Stated exercise:
All lines featuring the string "code" are to be listed.

━━━ Raw data

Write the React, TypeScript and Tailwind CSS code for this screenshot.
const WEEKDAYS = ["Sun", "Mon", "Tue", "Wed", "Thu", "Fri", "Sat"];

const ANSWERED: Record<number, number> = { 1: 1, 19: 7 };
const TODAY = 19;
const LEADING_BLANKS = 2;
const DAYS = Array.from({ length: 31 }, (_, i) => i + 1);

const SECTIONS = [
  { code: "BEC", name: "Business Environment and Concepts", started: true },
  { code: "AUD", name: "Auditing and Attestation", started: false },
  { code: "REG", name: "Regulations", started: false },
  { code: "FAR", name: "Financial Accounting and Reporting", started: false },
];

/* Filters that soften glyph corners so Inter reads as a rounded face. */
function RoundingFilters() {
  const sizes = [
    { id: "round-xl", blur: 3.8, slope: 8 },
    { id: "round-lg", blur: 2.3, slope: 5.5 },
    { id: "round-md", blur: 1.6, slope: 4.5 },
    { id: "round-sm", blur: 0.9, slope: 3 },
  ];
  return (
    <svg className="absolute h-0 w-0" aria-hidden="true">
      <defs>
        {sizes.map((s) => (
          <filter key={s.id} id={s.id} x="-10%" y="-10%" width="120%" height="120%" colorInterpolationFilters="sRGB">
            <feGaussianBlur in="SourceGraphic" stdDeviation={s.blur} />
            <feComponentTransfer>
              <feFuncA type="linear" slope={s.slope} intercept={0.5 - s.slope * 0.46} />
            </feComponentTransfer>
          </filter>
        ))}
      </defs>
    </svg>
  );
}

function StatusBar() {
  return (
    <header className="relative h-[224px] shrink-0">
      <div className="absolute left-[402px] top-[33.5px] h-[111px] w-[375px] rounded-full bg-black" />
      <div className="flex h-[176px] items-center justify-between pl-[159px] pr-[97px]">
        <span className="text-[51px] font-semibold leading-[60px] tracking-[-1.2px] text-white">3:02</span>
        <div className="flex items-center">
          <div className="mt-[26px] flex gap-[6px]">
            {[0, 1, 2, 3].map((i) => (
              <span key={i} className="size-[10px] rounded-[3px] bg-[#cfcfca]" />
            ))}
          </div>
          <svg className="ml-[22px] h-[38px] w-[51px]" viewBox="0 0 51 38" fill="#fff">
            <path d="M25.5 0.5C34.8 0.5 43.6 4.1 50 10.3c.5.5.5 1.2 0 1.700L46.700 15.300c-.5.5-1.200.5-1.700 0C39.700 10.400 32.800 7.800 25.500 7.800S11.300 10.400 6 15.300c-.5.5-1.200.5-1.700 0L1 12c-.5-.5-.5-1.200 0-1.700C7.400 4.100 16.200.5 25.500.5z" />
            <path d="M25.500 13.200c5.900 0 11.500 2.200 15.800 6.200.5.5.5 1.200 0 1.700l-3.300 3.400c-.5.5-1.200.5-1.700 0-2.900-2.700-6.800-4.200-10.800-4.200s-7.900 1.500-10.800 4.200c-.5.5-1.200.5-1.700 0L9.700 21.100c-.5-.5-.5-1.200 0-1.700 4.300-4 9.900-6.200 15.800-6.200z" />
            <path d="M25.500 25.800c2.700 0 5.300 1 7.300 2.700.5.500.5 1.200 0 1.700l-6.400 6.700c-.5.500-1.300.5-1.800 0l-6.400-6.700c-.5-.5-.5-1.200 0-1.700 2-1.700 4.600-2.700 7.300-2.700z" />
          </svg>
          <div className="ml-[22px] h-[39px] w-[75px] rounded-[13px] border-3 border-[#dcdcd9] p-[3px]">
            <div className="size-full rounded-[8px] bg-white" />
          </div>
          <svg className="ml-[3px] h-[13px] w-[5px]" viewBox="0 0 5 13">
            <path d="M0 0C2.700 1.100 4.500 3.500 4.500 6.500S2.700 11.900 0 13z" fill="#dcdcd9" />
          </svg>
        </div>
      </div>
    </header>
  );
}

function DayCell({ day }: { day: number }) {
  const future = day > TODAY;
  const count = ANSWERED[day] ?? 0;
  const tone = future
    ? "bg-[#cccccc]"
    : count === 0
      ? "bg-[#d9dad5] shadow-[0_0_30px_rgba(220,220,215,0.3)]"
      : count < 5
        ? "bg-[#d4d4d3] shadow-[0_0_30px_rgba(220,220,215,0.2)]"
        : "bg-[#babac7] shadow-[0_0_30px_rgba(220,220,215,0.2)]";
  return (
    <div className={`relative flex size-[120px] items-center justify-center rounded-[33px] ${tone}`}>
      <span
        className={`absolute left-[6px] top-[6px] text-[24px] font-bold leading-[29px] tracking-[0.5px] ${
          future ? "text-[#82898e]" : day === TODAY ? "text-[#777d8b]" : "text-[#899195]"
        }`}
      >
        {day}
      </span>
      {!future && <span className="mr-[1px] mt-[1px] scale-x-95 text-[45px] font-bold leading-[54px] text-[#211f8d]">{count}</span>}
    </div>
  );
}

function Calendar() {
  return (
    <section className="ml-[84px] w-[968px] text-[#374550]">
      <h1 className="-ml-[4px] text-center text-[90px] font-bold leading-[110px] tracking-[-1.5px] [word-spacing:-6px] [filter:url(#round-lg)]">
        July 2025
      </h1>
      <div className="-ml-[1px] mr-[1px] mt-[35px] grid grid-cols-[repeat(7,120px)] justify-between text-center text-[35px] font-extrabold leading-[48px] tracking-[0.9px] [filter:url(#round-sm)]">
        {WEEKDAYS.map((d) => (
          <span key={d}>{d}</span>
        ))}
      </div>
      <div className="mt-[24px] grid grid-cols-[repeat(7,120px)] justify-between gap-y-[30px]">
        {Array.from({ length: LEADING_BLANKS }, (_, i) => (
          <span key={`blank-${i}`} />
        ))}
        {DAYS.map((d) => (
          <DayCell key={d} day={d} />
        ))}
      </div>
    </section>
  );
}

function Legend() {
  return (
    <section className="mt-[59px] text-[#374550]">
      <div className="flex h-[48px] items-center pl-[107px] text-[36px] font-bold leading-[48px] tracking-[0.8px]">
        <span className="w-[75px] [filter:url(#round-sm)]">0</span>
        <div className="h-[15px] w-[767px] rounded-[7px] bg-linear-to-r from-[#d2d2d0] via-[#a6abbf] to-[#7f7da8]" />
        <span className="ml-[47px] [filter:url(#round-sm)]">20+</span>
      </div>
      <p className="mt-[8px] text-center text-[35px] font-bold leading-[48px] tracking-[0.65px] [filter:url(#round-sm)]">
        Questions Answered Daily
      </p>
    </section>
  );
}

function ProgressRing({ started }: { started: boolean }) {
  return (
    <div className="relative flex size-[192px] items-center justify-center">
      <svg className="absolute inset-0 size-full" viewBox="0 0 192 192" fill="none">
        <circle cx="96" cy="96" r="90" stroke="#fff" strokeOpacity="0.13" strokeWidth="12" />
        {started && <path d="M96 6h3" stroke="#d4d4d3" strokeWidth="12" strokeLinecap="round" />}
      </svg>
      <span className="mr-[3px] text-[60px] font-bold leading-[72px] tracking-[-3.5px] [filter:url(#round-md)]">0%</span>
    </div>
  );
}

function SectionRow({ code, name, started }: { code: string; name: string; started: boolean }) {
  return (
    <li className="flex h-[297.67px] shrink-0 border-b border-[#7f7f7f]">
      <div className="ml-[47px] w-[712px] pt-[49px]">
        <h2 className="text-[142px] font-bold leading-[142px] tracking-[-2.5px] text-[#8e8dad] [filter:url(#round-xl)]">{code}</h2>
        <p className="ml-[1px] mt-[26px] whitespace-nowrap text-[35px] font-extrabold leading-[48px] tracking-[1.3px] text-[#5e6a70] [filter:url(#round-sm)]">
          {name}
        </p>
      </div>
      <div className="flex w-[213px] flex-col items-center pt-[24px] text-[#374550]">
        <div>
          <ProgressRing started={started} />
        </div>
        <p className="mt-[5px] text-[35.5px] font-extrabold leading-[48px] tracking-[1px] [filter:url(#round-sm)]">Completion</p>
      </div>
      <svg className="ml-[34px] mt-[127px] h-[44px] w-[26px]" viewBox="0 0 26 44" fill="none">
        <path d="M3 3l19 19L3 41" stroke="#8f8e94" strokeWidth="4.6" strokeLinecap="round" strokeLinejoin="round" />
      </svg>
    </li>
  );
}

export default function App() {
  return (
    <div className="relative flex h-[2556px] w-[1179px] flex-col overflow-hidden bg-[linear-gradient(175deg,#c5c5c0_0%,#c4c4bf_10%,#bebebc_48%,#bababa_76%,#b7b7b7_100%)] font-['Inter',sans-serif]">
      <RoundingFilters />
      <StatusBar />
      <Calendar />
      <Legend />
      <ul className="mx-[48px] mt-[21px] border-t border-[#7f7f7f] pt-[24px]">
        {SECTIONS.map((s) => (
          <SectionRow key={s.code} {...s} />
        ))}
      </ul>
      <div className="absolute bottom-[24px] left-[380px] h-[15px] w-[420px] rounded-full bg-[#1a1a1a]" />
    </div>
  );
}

━━━━━━

Answer to the exercise:
Write the React, TypeScript and Tailwind CSS code for this screenshot.
  { code: "BEC", name: "Business Environment and Concepts", started: true },
  { code: "AUD", name: "Auditing and Attestation", started: false },
  { code: "REG", name: "Regulations", started: false },
  { code: "FAR", name: "Financial Accounting and Reporting", started: false },
function SectionRow({ code, name, started }: { code: string; name: string; started: boolean }) {
        <h2 className="text-[142px] font-bold leading-[142px] tracking-[-2.5px] text-[#8e8dad] [filter:url(#round-xl)]">{code}</h2>
          <SectionRow key={s.code} {...s} />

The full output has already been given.